Impacts of the Profile Size on the Communities in the Clustering Overlay Network. As in the previous experimentations, we set up 2 BSBM datasets of 1M with 50 clients per dataset. We vary the profile size to 5, 10 and 30. In the Fig. 7, the directed graph represents the clustering overlay network where a node represents a client in the network and an edge represents the connection between clients. For example, an edge 1 \( \rightarrow \) 2 means that the client 1 has the client 2 in its CON view. Figure 7 shows clearly that CyCLaDEs is able to build two clusters for both values of profile size. As we can see in Fig. 7b, a greater value of profile size promotes the clustering, i.e., only clients with similar profiles will receive queries to retrieve fragments.

Fig. 7.
figure 7

Impacts of data profile size on the similarity in Clustering Overlay Network. Two distinct communities are discovered for two datasets.

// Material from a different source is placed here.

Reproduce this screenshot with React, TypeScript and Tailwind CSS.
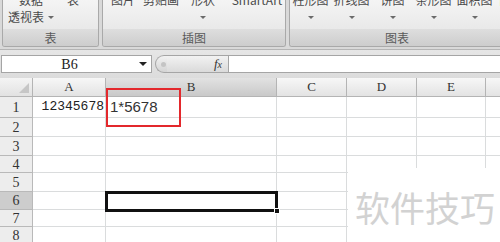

6 Conclusion and Future Work

In this paper, we presented CyCLaDEs, a behavioral decentralized cache for LDF clients. This cache is hosted by clients and completes the traditional HTTP temporal cache hosted by data providers.

Experimental results demonstrate that a behavioral cache is able to capture a significant part of triple pattern fragment queries generated by LDF query processing, in the context of web applications as described in Sect. 3. Consequently, it leverages the pressure on data providers resources, by spreading the cost of query processing on clients. We proposed a cheap algorithm able to profile the subqueries processed on a client and gather the best neighbors for a client. This profiling has been proven effective in experiments. In this paper, we demonstrated how to bring data to queries with caching techniques, another approach could be to bring queries to data by choosing among neighbors, if a neighbor is able to process more than one triple pattern of a query. The promising results we obtained during experimentations encourage us to propose and experiment new profiling techniques that take into account the number of transferred triples and compare with the current profiling technique.